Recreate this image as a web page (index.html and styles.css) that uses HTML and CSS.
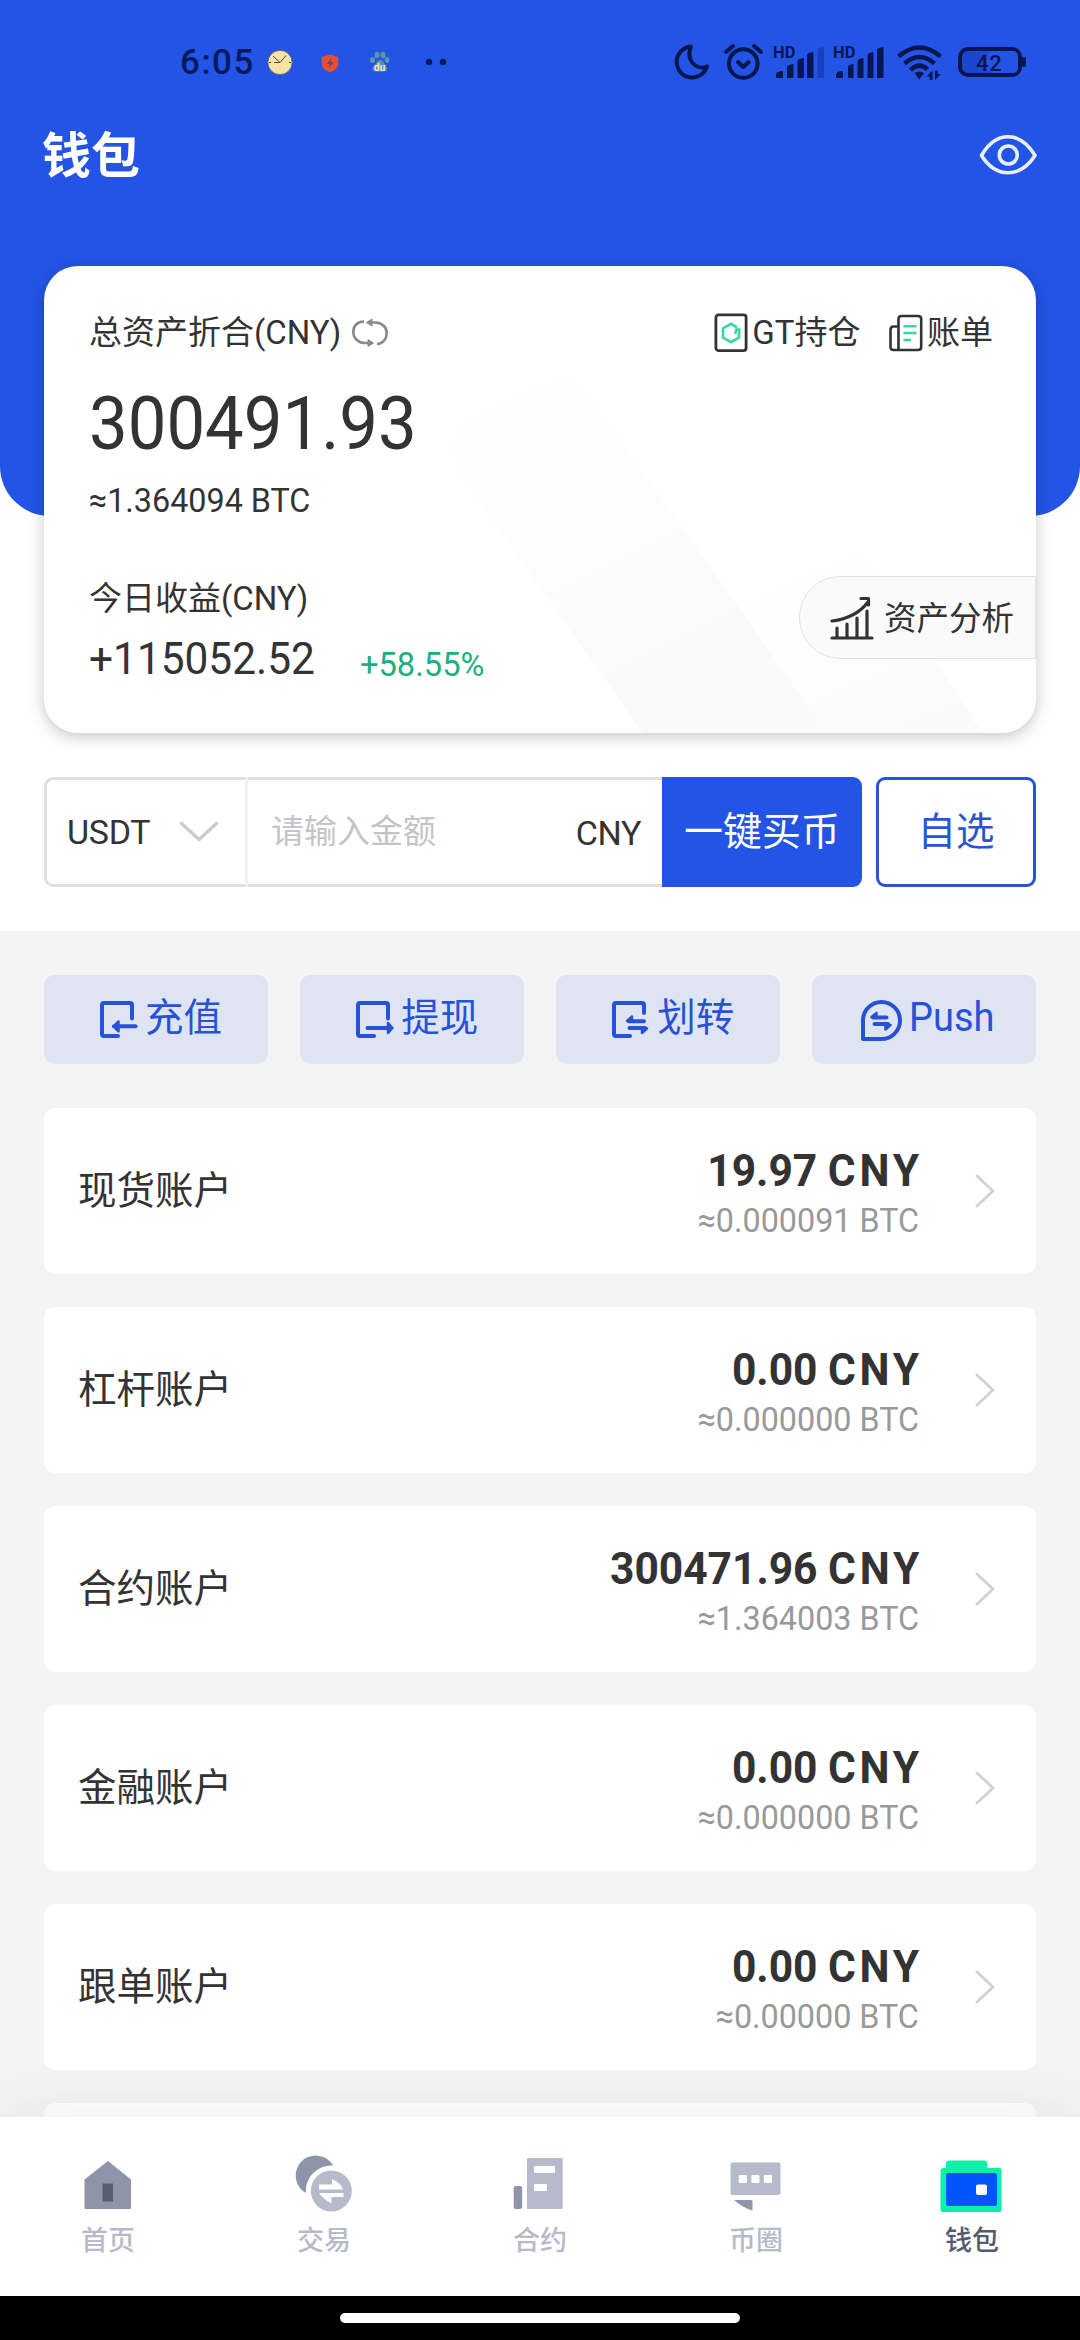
FILE: index.html
```html
<!DOCTYPE html>
<html lang="zh-CN">
<head>
<meta charset="utf-8">
<title>钱包</title>
<link rel="stylesheet" href="styles.css">
</head>
<body>
<div class="screen">
  <header class="hero">
    <div class="status">
      <div class="status-left">
        <span class="time">6:05</span>
        <svg class="notif" width="190" height="36" viewBox="0 0 190 36">
          <circle cx="20" cy="18.500" r="12.200" fill="#f8e3a6" stroke="#5a5e80" stroke-width="1"/>
          <path d="M13 12l7 6.500 6-7" fill="none" stroke="#4a4a50" stroke-width="1"/>
          <path d="M20 18.500h-6M9 18.500h2M29 18.500h2" fill="none" stroke="#4a4a50" stroke-width="1"/>
          <path d="M70 10.500l8.300 2.500v7c0 4-4 7-8.300 8.500-4.300-1.500-8.300-4.500-8.300-8.500v-7z" fill="#e5502f"/>
          <path d="M71.500 14l-5 6h3.300l-1 4 5-6h-3.300z" fill="#5a4a8c"/>
          <g fill="#5d94a8">
            <ellipse cx="112.500" cy="16" rx="2.500" ry="3"/><ellipse cx="117" cy="11" rx="2.500" ry="3.200"/>
            <ellipse cx="123" cy="11" rx="2.500" ry="3.200"/><ellipse cx="127" cy="16" rx="2.300" ry="3"/>
            <path d="M120 16c3 0 3.500 3 5.500 5s2.500 6.500-1.500 6.500h-8c-4.500 0-4-4.500-1.500-6.500s2.500-5 5.500-5z"/>
          </g>
          <text x="114" y="27" class="paw-text">du</text>
          <circle cx="169" cy="18" r="3.200" fill="#061a5e"/><circle cx="183" cy="18" r="3.200" fill="#061a5e"/>
        </svg>
      </div>
      <svg class="sys" width="360" height="44" viewBox="0 0 360 44">
        <g fill="none" stroke="#06174f" stroke-width="4" stroke-linecap="round" stroke-linejoin="round">
          <path d="M21 6.500A15.500 15.500 0 1 0 37 26.500C26 31 15.500 20 21 6.500z"/>
          <circle cx="73.300" cy="23.500" r="14.300"/>
          <path d="M68 22l5.300 5 5.300-5"/>
          <path d="M56 12l7-6M91 12l-7-6"/>
        </g>
        <g class="hd"><text x="103" y="18">HD</text><text x="163" y="18">HD</text></g>
        <g fill="#06174f">
          <path d="M106 38v-3q0-4 7-4v7zM117 38V27q0-2 6.500-3v14zM127.500 38V21q0-2 6.500-3v20zM137 38V15q0-2 6.500-3v26z"/>
          <path d="M147.500 38V10q0-2 6.500-3v31z" fill="#1a41bd"/>
          <path d="M166 38v-3q0-4 7-4v7zM178 38V27q0-2 5.500-3v14zM187.500 38V21q0-2 6-3v20zM197.500 38V15q0-2 6-3v26zM207 38V10q0-2 6.500-3v31z"/>
          <path d="M244.500 33q5-3 9.500 0l-4.700 6.500z"/>
          <path d="M262.500 30.500v9.500h-2.700v-3.500h-3.300zM265 40v-9.500h2.700v3.500h3.300z"/>
        </g>
        <g fill="none" stroke="#06174f" stroke-width="4.500">
          <path d="M228.500 16.500q21-18 42 0M234.500 23.500q15-13 30 0M240.500 30q9-8.500 17 -.500"/>
        </g>
        <rect x="290" y="9" width="60" height="26" rx="8" fill="#1b46cd" stroke="#06174f" stroke-width="4"/>
        <rect x="317" y="11" width="31" height="22" rx="5" fill="#2354e6"/>
        <rect x="352" y="17" width="4" height="10" rx="2" fill="#06174f"/>
        <text x="306" y="30.500" class="batt">42</text>
      </svg>
    </div>
    <div class="titlebar">
      <h1>钱包</h1>
      <svg width="58" height="40" viewBox="0 0 58 40" fill="none" stroke="#e6f0ff" stroke-width="3.600" stroke-linejoin="round">
        <path d="M2.500 20.500C17-4.500 41-4.500 56 20.500C41 43.500 17 43.500 2.500 20.500z"/>
        <circle cx="29.300" cy="20" r="9"/>
      </svg>
    </div>
  </header>

  <section class="card">
    <svg class="bands" width="992" height="467" viewBox="0 0 992 467">
      <defs>
        <linearGradient id="b1" x1="0.200" y1="0" x2="0.600" y2="0.800">
          <stop offset="0" stop-color="#fafafa" stop-opacity="0"/><stop offset="1" stop-color="#fafafa"/>
        </linearGradient>
        <linearGradient id="b2" x1="0.200" y1="0" x2="0.800" y2="1">
          <stop offset="0.300" stop-color="#fafafa" stop-opacity="0"/><stop offset="1" stop-color="#fafafa"/>
        </linearGradient>
      </defs>
      <path d="M599 467L415 206Q398 170 430 140T530 110L784 467z" fill="url(#b1)"/>
      <path d="M784 467L630 240H790L938 467z" fill="url(#b2)"/>
    </svg>
    <div class="card-head">
      <div class="label">总资产折合(CNY)
        <svg width="36" height="30" viewBox="0 0 36 30" fill="none" stroke="#8a8a8a" stroke-width="2.600">
          <path d="M12 3.500C5 3.500 1.300 8 1.300 14S6 25 13 25h5M25 26c6-.5 9.700-5 9.700-11S30 4.500 23 4.500h-4"/>
          <path d="M20 1v7l-5.500-3.500zM16 21.500v7l5.500-3.500z" fill="#8a8a8a" stroke-width="1"/>
        </svg>
      </div>
      <div class="links">
        <span class="link">
          <svg width="34" height="40" viewBox="0 0 34 40" fill="none" stroke="#333" stroke-width="2.800">
            <rect x="1.900" y="1.900" width="30.200" height="35.700" rx="2.500"/>
            <path d="M25 17.500v7l-8 4.700-8-4.700v-9l8-4.700 6 3.500M26.500 16.500h-4l-1.500 4.500" stroke="#35d89e" stroke-width="2.600"/>
          </svg>GT持仓</span>
        <span class="link">
          <svg width="34" height="38" viewBox="0 0 34 38" fill="none" stroke="#333" stroke-width="2.600">
            <path d="M9.500 36V5q0-3 3-3H29q3.200 0 3.200 3v28q0 3-3.200 3H4.500q-3 0-3-3V16q0-3.500 3-3.500h5"/>
            <path d="M14.500 12.200h13M14.500 19h13M14.500 26h7.500" stroke="#35d89e" stroke-width="2.500"/>
          </svg>账单</span>
      </div>
    </div>
    <div class="total"><span class="num">300491.93</span></div>
    <div class="btc"><span class="num">≈1.364094 BTC</span></div>
    <div class="label today">今日收益(CNY)</div>
    <div class="profit"><span class="gain num">+115052.52</span><span class="rate num">+58.55%</span></div>
    <div class="analysis">
      <svg width="44" height="44" viewBox="0 0 44 44" fill="none" stroke="#333" stroke-width="3.200" stroke-linecap="round" stroke-linejoin="round">
        <path d="M2 25q24-3 36-19M31 2.500h7.500v6.500M2 42h40M7 41v-9M17 41V28M27 41V22M37 41V15"/>
      </svg><span>资产分析</span></div>
  </section>

  <section class="buy">
    <div class="field">
      <div class="coin"><span class="latin">USDT</span>
        <svg width="40" height="22" viewBox="0 0 40 22" fill="none" stroke="#ccc" stroke-width="3.600" stroke-linecap="round" stroke-linejoin="round"><path d="M2.500 2.500L20 18.500 37.500 2.500"/></svg>
      </div>
      <div class="amount"><span class="hint">请输入金额</span><span class="latin cny">CNY</span></div>
      <div class="go">一键买币</div>
    </div>
    <div class="fav">自选</div>
  </section>

  <main class="body">
    <div class="actions">
      <div class="action">
        <svg width="40" height="40" viewBox="0 0 40 40" fill="none" stroke="#2852d6" stroke-width="4" stroke-linecap="round" stroke-linejoin="round"><path d="M33 18.500V5q0-2-2-2H5Q3 3 3 5v29q0 2 2 2h14"/><path d="M15 26.300h21.500"/><path d="M19.500 21.500l-5 4.800 5 5z" fill="#2852d6" stroke-width="2.500"/></svg>
        <span>充值</span></div>
      <div class="action">
        <svg width="40" height="40" viewBox="0 0 40 40" fill="none" stroke="#2852d6" stroke-width="4" stroke-linecap="round" stroke-linejoin="round"><path d="M33 18.500V5q0-2-2-2H5Q3 3 3 5v29q0 2 2 2h14"/><path d="M12.500 28H34"/><path d="M33 23l4.500 5-4.500 5z" fill="#2852d6" stroke-width="2.500"/></svg>
        <span>提现</span></div>
      <div class="action">
        <svg width="40" height="40" viewBox="0 0 40 40" fill="none" stroke="#2852d6" stroke-width="4" stroke-linecap="round" stroke-linejoin="round"><path d="M33 13V5q0-2-2-2H5Q3 3 3 5v29q0 2 2 2h14"/><path d="M18 21.300h15M18.500 28H34"/><path d="M16 21l5-4.500V21zM36 28.500L31 33v-4.500z" fill="#2852d6" stroke-width="2.500"/></svg>
        <span>划转</span></div>
      <div class="action push">
        <svg width="42" height="42" viewBox="0 0 42 42" fill="none" stroke="#2852d6" stroke-width="4" stroke-linecap="round" stroke-linejoin="round"><path d="M3 40V21.500A18.500 18.500 0 1 1 21.500 40z"/><path d="M13 18.500h13.500M14.500 25H28"/><path d="M11.500 18l5-4v4zM30.500 26l-5 4.500V26z" fill="#2852d6" stroke-width="2.500"/></svg>
        <span class="num">Push</span></div>
    </div>

    <div class="accounts">
      <div class="account"><span class="name">现货账户</span><div class="vals"><b class="num">19.97 <span class="cur">CNY</span></b><i class="num">≈0.000091 BTC</i></div><svg class="arrow" width="20" height="34" viewBox="0 0 20 34"><path d="M2 2L18 17 2 32"/></svg></div>
      <div class="account"><span class="name">杠杆账户</span><div class="vals"><b class="num">0.00 <span class="cur">CNY</span></b><i class="num">≈0.000000 BTC</i></div><svg class="arrow" width="20" height="34" viewBox="0 0 20 34"><path d="M2 2L18 17 2 32"/></svg></div>
      <div class="account"><span class="name">合约账户</span><div class="vals"><b class="num">300471.96 <span class="cur">CNY</span></b><i class="num">≈1.364003 BTC</i></div><svg class="arrow" width="20" height="34" viewBox="0 0 20 34"><path d="M2 2L18 17 2 32"/></svg></div>
      <div class="account"><span class="name">金融账户</span><div class="vals"><b class="num">0.00 <span class="cur">CNY</span></b><i class="num">≈0.000000 BTC</i></div><svg class="arrow" width="20" height="34" viewBox="0 0 20 34"><path d="M2 2L18 17 2 32"/></svg></div>
      <div class="account"><span class="name">跟单账户</span><div class="vals"><b class="num">0.00 <span class="cur">CNY</span></b><i class="num">≈0.00000 BTC</i></div><svg class="arrow" width="20" height="34" viewBox="0 0 20 34"><path d="M2 2L18 17 2 32"/></svg></div>
      <div class="account"></div>
    </div>
  </main>

  <nav class="tabs">
    <div class="tab"><svg width="70" height="70" viewBox="0 0 70 70"><path d="M35 11L58 29.500V58q0 1-1 1H12.500q-1 0-1-1V29.500z" fill="#8e94a9"/><path d="M29.500 33.500h10.500v18H29.500z" fill="#585d72"/></svg>首页</div>
    <div class="tab"><svg width="70" height="70" viewBox="0 0 70 70"><circle cx="26.700" cy="25.500" r="20" fill="#8e94a9"/><circle cx="42.300" cy="41" r="25.500" fill="#fff"/><circle cx="42.300" cy="41" r="20.500" fill="#b5bbcb"/><path d="M30 34.500h13V29q9 4 11 10.500H30zM30 43h24.500v4H42.500v6.500Q34 49 30 43z" fill="#fff"/></svg>交易</div>
    <div class="tab"><svg width="70" height="70" viewBox="0 0 70 70"><rect x="8.700" y="36" width="8.500" height="23" rx="2" fill="#8e94a9"/><rect x="22" y="8" width="35.700" height="51" rx="1" fill="#b5bbcb"/><g fill="#fff"><rect x="29" y="16" width="21" height="7" rx="1"/><rect x="29" y="34" width="13" height="7" rx="1"/></g></svg>合约</div>
    <div class="tab"><svg width="70" height="70" viewBox="0 0 70 70"><rect x="9.500" y="12.500" width="50" height="32.500" rx="2" fill="#b5bbcb"/><g fill="#fff"><rect x="17.800" y="25" width="8.200" height="8" rx="1"/><rect x="30.300" y="25" width="8.200" height="8" rx="1"/><rect x="42.800" y="25" width="8.200" height="8" rx="1"/></g><path d="M13 50h17q1.500 0 1.500 1.500V60.500Q21 57.500 13 50z" fill="#9096a9"/></svg>币圈</div>
    <div class="tab active"><svg width="70" height="70" viewBox="0 0 70 70"><path d="M9 18v-4.500q0-3 3-3h35q3 0 3 3V18h13q1.500 0 1.500 1.500V60q0 2-1.500 2H5.500q-2 0-2-2V21q0-3 3-3z" fill="#0cf0a8"/><rect x="9" y="23" width="51" height="33" rx="2" fill="#0054ff"/><rect x="39" y="34.500" width="11" height="10.500" rx="2" fill="#fff"/></svg>钱包</div>
  </nav>
  <div class="gesture"><div class="pill"></div></div>
</div>
</body>
</html>
```
FILE: styles.css
```css
* { box-sizing: border-box; }
body {
  margin: 0;
  font-family: Roboto, "Noto Sans CJK SC", sans-serif;
  color: #333;
}
.screen {
  width: 1080px;
  height: 2340px;
  overflow: hidden;
  display: flex;
  flex-direction: column;
  background: #fff;
}
.num { display: inline-block; transform: scaleX(.95); transform-origin: left center; white-space: pre; }

/* header */
.hero {
  flex: none;
  height: 516px;
  background: #2354e6;
  border-radius: 0 0 50px 50px;
}
.status {
  height: 100px;
  padding: 40px 50px 0 180px;
  display: flex;
  justify-content: space-between;
}
.status-left { display: flex; padding-top: 4px; height: 40px; }
.time { width: 80px; font-size: 35px; line-height: 38px; font-weight: 500; color: #061a5e; letter-spacing: 1.5px; }
.paw-text { font: 700 10px Roboto, sans-serif; fill: #f0efc0; }
.hd { font: 700 16.500px Roboto, sans-serif; fill: #06174f; }
.batt { font: 500 22px Roboto, sans-serif; fill: #06174f; letter-spacing: .8px; }
.titlebar {
  height: 110px;
  padding: 0 43px 0 42px;
  display: flex;
  justify-content: space-between;
  align-items: center;
}
.titlebar h1 { margin: 3px 0 0; font-size: 49px; line-height: 60px; font-weight: 700; color: #fff; }

/* balance card */
.card {
  position: relative;
  flex: none;
  height: 467px;
  margin: -250px 44px 0;
  padding: 47px 43px 0 45px;
  background: #fff;
  border-radius: 34px;
  box-shadow: 0 4px 16px rgba(0, 0, 0, .22);
}
.bands { position: absolute; left: 0; top: 0; border-radius: 34px; }
.card > div { position: relative; }
.card-head { display: flex; justify-content: space-between; height: 40px; }
.label { display: flex; align-items: center; gap: 11px; font-size: 33px; line-height: 40px; }
.links { display: flex; gap: 28px; }
.link { display: flex; align-items: center; gap: 4.500px; font-size: 33px; line-height: 40px; }
.total { margin-top: 30px; font-size: 75px; line-height: 80px; height: 80px; }
.total .num { transform: scaleX(.918); }
.btc { margin-top: 17px; font-size: 34px; line-height: 40px; height: 40px; }
.today { margin-top: 59px; }
.profit { margin-top: 15px; display: flex; height: 50px; }
.gain { width: 271px; font-size: 45px; line-height: 50px; transform: scaleX(.942); }
.rate { margin-top: 10px; font-size: 34px; line-height: 40px; color: #1cb07e; transform: scaleX(.96); }
.card > .analysis {
  position: absolute;
  right: 0;
  top: 310px;
  width: 237px;
  height: 83px;
  padding-left: 30px;
  display: flex;
  align-items: center;
  gap: 10px;
  border: 1px solid #e2e2e2;
  border-radius: 41px 0 0 41px;
  background: #fafafa;
  font-size: 32.500px;
}
.analysis span { margin-top: -4px; }

/* quick buy */
.buy { flex: none; display: flex; gap: 14px; margin: 44px 44px; height: 110px; line-height: 50px; }
.field { flex: 1; display: flex; }
.coin {
  width: 204px;
  padding-left: 20px;
  display: flex;
  align-items: center;
  gap: 26px;
  border: 3px solid #e0e0e0;
  border-right-color: #f0f0f0;
  border-radius: 9px 0 0 9px;
}
.latin { font-size: 34px; display: inline-block; }
.coin .latin { width: 86px; letter-spacing: -.3px; }
.amount {
  flex: 1;
  padding: 0 21px 0 23px;
  display: flex;
  justify-content: space-between;
  align-items: center;
  border: solid #e0e0e0;
  border-width: 3px 0;
}
.hint { font-size: 33px; color: #c4c4c8; }
.cny { padding-top: 2px; letter-spacing: -.4px; }
.go {
  width: 200px;
  display: flex;
  align-items: center;
  justify-content: center;
  border-radius: 0 9px 9px 0;
  background: #2354e6;
  color: #fff;
  font-size: 39px;
}
.fav {
  width: 160px;
  display: flex;
  align-items: center;
  justify-content: center;
  border: 3px solid #2b55cf;
  border-radius: 9px;
  color: #2b55cf;
  font-size: 38.500px;
}

/* lists */
.body { flex: 1; min-height: 0; overflow: hidden; background: #f4f4f4; padding: 44px 44px 0; }
.actions { display: grid; grid-template-columns: repeat(4, 1fr); gap: 32.500px; }
.action {
  height: 89px;
  padding-left: 55px;
  display: flex;
  align-items: center;
  gap: 6px;
  border-radius: 11px;
  background: #dfe4f2;
  color: #2852d6;
  font-size: 38.500px;
  line-height: 50px;
}
.action span { margin-top: -4px; }
.push { padding-left: 48px; gap: 7px; font-size: 40px; }
.push .num { margin-top: -3px; }
.accounts { margin-top: 44px; display: flex; flex-direction: column; gap: 33px; }
.account {
  flex: none;
  height: 166px;
  padding: 0 41px 0 34px;
  display: flex;
  align-items: center;
  border-radius: 11px;
  background: #fff;
}
.name { font-size: 38.500px; line-height: 56px; margin-top: -1px; }
.vals { margin: 3px 0 0 auto; display: flex; flex-direction: column; align-items: flex-end; gap: 4px; }
.vals .num { transform-origin: right center; }
.vals b { font-size: 45px; line-height: 50px; font-weight: 700; transform: scaleX(.945); }
.vals i { font-size: 34px; line-height: 40px; font-style: normal; color: #999; }
.cur { letter-spacing: 4px; margin-right: -4px; }
.arrow { margin-left: 56px; fill: none; stroke: #d2d2d2; stroke-width: 2.800; stroke-linecap: round; }

/* bottom */
.tabs {
  position: relative;
  flex: none;
  height: 179px;
  padding-top: 33px;
  display: grid;
  grid-template-columns: repeat(5, 1fr);
  background: #fff;
  box-shadow: 0 -4px 60px rgba(40, 50, 100, .09);
}
.tab { display: flex; flex-direction: column; align-items: center; gap: 1px; font-size: 27px; line-height: 40px; font-weight: 500; color: #b6bac9; }
.active { color: #555a6f; }
.gesture { position: relative; flex: none; height: 44px; padding-top: 17px; background: #000; }
.pill { width: 400px; height: 10px; margin: 0 auto; border-radius: 5px; background: #fff; }
```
______
▶ PROBLEM STATEMENT: Where a line above holds the string "index", show that line.

▶ CORRECT RESPONSE:
Recreate this image as a web page (index.html and styles.css) that uses HTML and CSS.
FILE: index.html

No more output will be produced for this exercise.